Alors, non seulement j’avais été victime, comme tous mes camarades de rue, d’une violence démesurée et totalement injustifiée, mais en plus tout le monde s’en foutait, et pire on me faisait porter la responsabilité de la « violence » qui m’avait frappée ! Non seulement la police avait les mains rouges, et c’était pour moi maintenant indéniable, mais en plus elle était blanchie par les médias ! Tout mon univers de jeune fille encore naïve, qui pense bêtement que la police « est là pour nous protéger », que l’État est droit et juste, que les médias relaient les informations avec neutralité et impartialité… tout ce beau monde venait de s’écrouler, et il ne me restait plus que la rage de crier fort tout ce que je venais d’apprendre.

Non, la police n’est pas là pour nous protéger. Sa présence démesurée dans chacune de nos manifestations, mais aussi dans les rues au quotidien depuis l’état d’urgence, ne sert qu’à faire monter la pression et la tension, pour ensuite décider arbitrairement de nous matraquer la gueule, preuve suffisante pour les médias dominants que nous sommes bien « dangereux »et qu’« on l’avait bien mérité ». L’État n’a rien de juste ni de droit, et puisqu’il ne peut pas céder à nos revendications car les contradictions de ce système ne laissent plus de place à nos rêves, il nous répond par la violence et tente d’éradiquer par la force nos aspirations à un autre monde. Où est la « violence d’une minorité » quand il est désormais clair que l’État se fait le défenseur des intérêts des patrons et des classes privilégiées, et qu’il asservit chaque jour l’immense majorité de notre classe, nous imposant le diktat de l’austérité, de la crise, de LEUR crise…

Parce qu’on ose aujourd’hui comparer des vitrines cassées à des yeux arrachés, à des coups de matraques, à des violents coups de poings assenés sur des jeunes de 15 ans, à des peines de prison arbitrairement distribuées, à des horizons de désespoir pour toute notre génération. Parce qu’on nous fait d’une chemise déchirée un scandale, quand on ne compte plus le nombre de vies broyées, détruites par ce système, de travailleurs au chômage, virés pour augmenter le taux de profit d’entreprises qui se gavent, de suicide, de souffrance au travail quotidienne, que subissent des millions. Assez.

Pour qu’enfin, la peur change de camp

« Un pouvoir qui matraque la jeunesse est faible et méprisable », titrait une tribune parue dans Libération. Ce gouvernement a peur, peur de voir des milliers de travailleurs et de jeunes qui s’organisent pour dire non à la loi travail, mais aussi à son monde. La violente répression des Nuits debout parisiennes, notamment celle du 28 avril au soir, témoigne bien de l’impuissance de ce gouvernement à satisfaire nos revendications. Hollande a peur car il n’a rien à nous offrir, pas plus que ces copains et copines, toute couleur politique confondue. Et il sait quelle puissance peut se révéler être la jeunesse, quand elle relève la tête et qu’elle marche main dans la main avec les travailleurs.

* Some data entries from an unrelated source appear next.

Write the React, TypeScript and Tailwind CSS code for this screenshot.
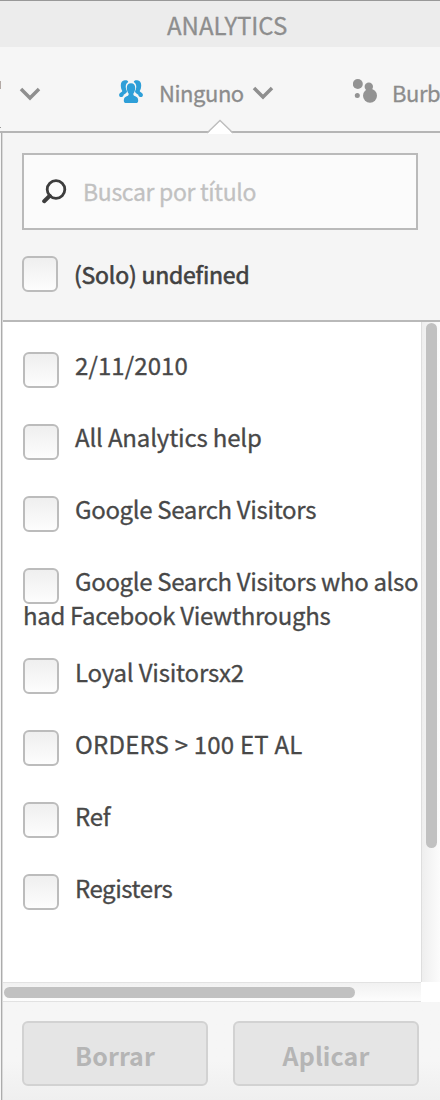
import React from "react";

const segments = [
  { label: "2/11/2010", spacing: "tracking-[0.1px]" },
  { label: "All Analytics help", spacing: "tracking-[-0.17px]" },
  { label: "Google Search Visitors", spacing: "tracking-[-0.34px]" },
  { label: "Google Search Visitors who also had Facebook Viewthroughs", spacing: "tracking-[-0.34px] pb-px" },
  { label: "Loyal Visitorsx2", spacing: "tracking-[-0.2px]" },
  { label: "ORDERS > 100 ET AL", spacing: "tracking-[0.2px]" },
  { label: "Ref", spacing: "tracking-[-0.3px]" },
  { label: "Registers", spacing: "tracking-[-0.45px]" },
];

function Checkbox() {
  return (
    <span className="block h-9 w-9 shrink-0 rounded-[6px] border-2 border-[#bcbcbc] bg-linear-to-b from-[#efefef] to-[#fdfdfd]" />
  );
}

function Chevron() {
  return (
    <svg className="block h-[14px] w-[22px] shrink-0" viewBox="0 0 22 14" fill="none" stroke="#8f8f8f" strokeWidth="3.5">
      <path d="M2 2 11 11 20 2" />
    </svg>
  );
}

function PeopleIcon() {
  return (
    <svg className="block h-6 w-6 shrink-0" viewBox="0 0 24 24" fill="#2e9fd8">
      <path d="M5.800.2C7.800 0 9.200.6 9.200 1.900 7.200 3.200 6.600 5.200 6.800 7.400c.1 1.500.6 2.700 1.200 3.800-.2 1.900-1.800 2.500-3.300 3.500-.3 1.400-.8 2.200-1.800 2.200H1.400C.2 16.900-.2 15 .4 13.800c.8-1.400 2.600-1.700 2.900-2.900C2.300 9.600 1.800 7.500 1.800 5.300 1.800 2.300 3.100.5 5.800.2Z" />
      <path d="M18.200.2C16.200 0 14.800.6 14.800 1.900 16.800 3.200 17.400 5.200 17.200 7.400c-.1 1.500-.6 2.700-1.200 3.800.2 1.900 1.800 2.500 3.300 3.500.3 1.400.8 2.200 1.800 2.200h1.500c1.200 0 1.600-1.900 1-3.100-.8-1.400-2.600-1.700-2.900-2.900 1-1.300 1.500-3.400 1.500-5.600 0-3-1.300-4.800-4-5.100Z" />
      <path d="M12 3.200c2.800 0 4.200 1.800 4.200 4.700 0 2.200-.7 4.200-1.800 5.500-.3 1.300.2 2.100 1.400 2.600 2.100.8 3.400 1.800 3.400 4.200 0 2.200-.8 2.900-2.500 2.900H7.300c-1.700 0-2.500-.7-2.500-2.900 0-2.400 1.300-3.400 3.400-4.200 1.200-.5 1.700-1.300 1.400-2.600-1.100-1.300-1.800-3.300-1.800-5.500 0-2.900 1.400-4.700 4.200-4.700Z" />
    </svg>
  );
}

function BubblesIcon() {
  return (
    <svg className="block h-6 w-6 shrink-0" viewBox="0 0 24 24" fill="#939393">
      <circle cx="4.800" cy="5" r="5" />
      <circle cx="4.300" cy="16.500" r="2.500" />
      <circle cx="15.800" cy="7.800" r="4.200" />
      <circle cx="17" cy="16.800" r="7" />
    </svg>
  );
}

export default function App() {
  return (
    <div className="flex h-[1100px] w-[440px] flex-col overflow-hidden bg-[#f6f6f6] font-['Noto_Sans_CJK_JP','Open_Sans',sans-serif] text-[24px] text-[#484848]">
      <header className="flex h-[47px] shrink-0 items-center border-t border-[#989898] bg-[#ececec] pt-[2px] pl-[167px] text-[#8e8e8e]">
        <span className="whitespace-nowrap leading-[34px] [-webkit-text-stroke:0.3px_#8e8e8e]">ANALYTICS</span>
      </header>

      <nav className="flex h-[84px] shrink-0 items-start text-[22px] tracking-[-0.45px] text-[#8c8c8c] [-webkit-text-stroke:0.3px_#8c8c8c]">
        <div className="flex w-[119px] shrink-0 pt-[34px]">
          <div className="flex h-[47px] w-[1px] shrink-0 flex-col justify-between">
            <span className="h-[8px] bg-[#b3aaa6]" />
            <span className="h-px bg-[#999999]" />
          </div>
          <div className="pt-[6px] pl-[18px]"><Chevron /></div>
        </div>
        <div className="pt-[33px]"><PeopleIcon /></div>
        <span className="ml-[16px] w-[93px] shrink-0 whitespace-nowrap pt-[28px] leading-[34px]">Ninguno</span>
        <div className="pt-[39px]"><Chevron /></div>
        <div className="ml-[79px] pt-[32px]"><BubblesIcon /></div>
        <span className="ml-[15px] whitespace-nowrap pt-[28px] leading-[34px]">Burb</span>
      </nav>

      <section className="relative flex min-h-0 flex-1 flex-col border-t-2 border-[#b5b5b5]">
        <svg className="absolute -top-[14px] left-[207px] h-[15px] w-[26px]" viewBox="0 0 26 15">
          <path d="M0 15 13 2 26 15Z" fill="#fff" />
          <path d="M0 14 13 1.500 26 14" fill="none" stroke="#bdbdbd" strokeWidth="1.300" />
        </svg>
        <div className="ml-px flex min-h-0 flex-1 flex-col border-l border-[#acacac]">
          <div className="flex min-h-0 flex-1 flex-col border-l border-[#dadada]">
            <div className="flex h-[189px] shrink-0 flex-col border-b-2 border-[#b9b9b9] bg-[#f5f5f5] pt-[20px] pl-[19px]">
              <div className="flex h-[77px] w-[396px] shrink-0 items-center border-2 border-[#bababa] bg-[#fbfbfb] pl-[17px]">
                <svg className="block h-[25px] w-[26px] shrink-0" viewBox="0 0 26 25" fill="none" stroke="#3d3d3d">
                  <circle cx="15" cy="10.500" r="8.800" strokeWidth="2.800" />
                  <path d="M8.800 16.800 3.200 22.200" strokeWidth="4" strokeLinecap="round" />
                </svg>
                <span className="ml-[16px] whitespace-nowrap pb-[2px] text-[23px] leading-[34px] tracking-[-0.33px] text-[#c1c1c1] [-webkit-text-stroke:0.3px_#c1c1c1]">Buscar por título</span>
              </div>
              <div className="mt-[26px] flex items-center">
                <Checkbox />
                <span className="ml-[16px] whitespace-nowrap text-[23px] leading-[34px] tracking-[-0.2px] text-[#414141] [-webkit-text-stroke:0.6px_#414141]">(Solo) undefined</span>
              </div>
            </div>

            <div className="flex h-[660px] shrink-0">
              <ul className="w-[418px] shrink-0 bg-white pt-[26px] pl-5 [-webkit-text-stroke:0.3px_#484848]">
                {segments.map(({ label, spacing }, index) => (
                  <li key={label} className={`mb-[22px] min-h-[50px] leading-[34px] ${spacing}`}>
                    <div className={`float-left mr-[16px] h-[34px] ${index < 4 ? "pt-[4px]" : "pt-[3px]"}`}><Checkbox /></div>
                    {label}
                  </li>
                ))}
              </ul>
              <div className="w-[19px] border-l border-[#dedede] bg-linear-to-r from-[#eeeeee] to-[#fcfcfc] pt-px pl-[4px]">
                <div className="h-[525px] w-[11px] rounded-full bg-[#c1c1c1]" />
              </div>
            </div>

            <div className="flex h-[20px] shrink-0 bg-white">
              <div className="w-[418px] border-y border-[#e2e2e2] bg-linear-to-b from-[#f1f1f1] to-[#fdfdfd] pt-[4px] pl-px">
                <div className="h-[11px] w-[351px] rounded-full bg-[#c1c1c1]" />
              </div>
            </div>

            <footer className="flex flex-1 gap-[25px] bg-linear-to-b from-[#f6f6f6] from-60% to-[#efefef] pt-[19px] pl-[19px] text-[25px] font-bold tracking-[0.1px] text-[#b5b5b5]">
              <button className="h-[65px] w-[186px] rounded-[6px] border-2 border-[#d2d2d2] bg-[#e5e5e5] pt-[5px]">Borrar</button>
              <button className="h-[65px] w-[186px] rounded-[6px] border-2 border-[#d2d2d2] bg-[#e5e5e5] pt-[5px]">Aplicar</button>
            </footer>
          </div>
        </div>
      </section>
    </div>
  );
}
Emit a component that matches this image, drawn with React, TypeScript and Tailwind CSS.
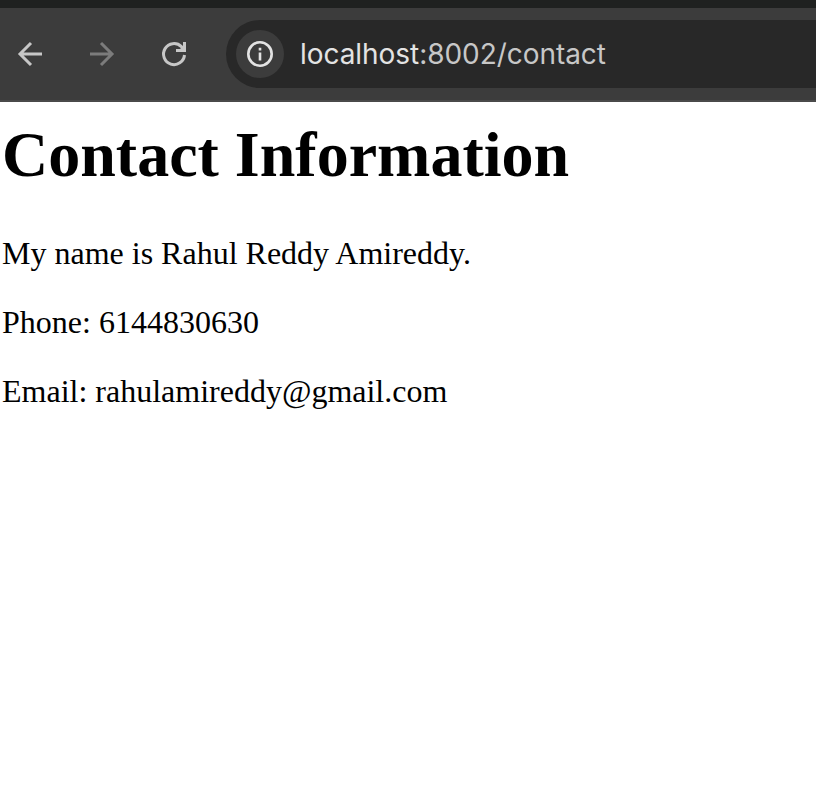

Plus que jamais nous devons nous montrer solidaires et dénoncer la répression et la violence de l’État. Au mois de mai, plusieurs de nos camarades de lutte passeront en procès après les multiples arrestations et condamnations de cette justice de classe. Face à la répression nous devons serrer nos rangs et lutter contre la tentative de division du mouvement et d’isolement de la jeunesse. Nous devons crier haut et fort que la violence vient d’en face, et que ce sont eux les casseurs d’avenir, les briseurs de vie. À l’image de la CGT Info Com, les syndicats de travailleurs doivent se prononcer en soutien aux milliers de jeunes réprimés partout en France, et décrier la complicité des médias dominants qui sont décidément les meilleurs gardiens cet ordre infâme. Et pour toute la jeunesse qui fait l’expérience de cette violence d’État, il convient d’en tirer les leçons adéquates et de s’organiser activement pour renforcer nos rangs et grossir le mouvement.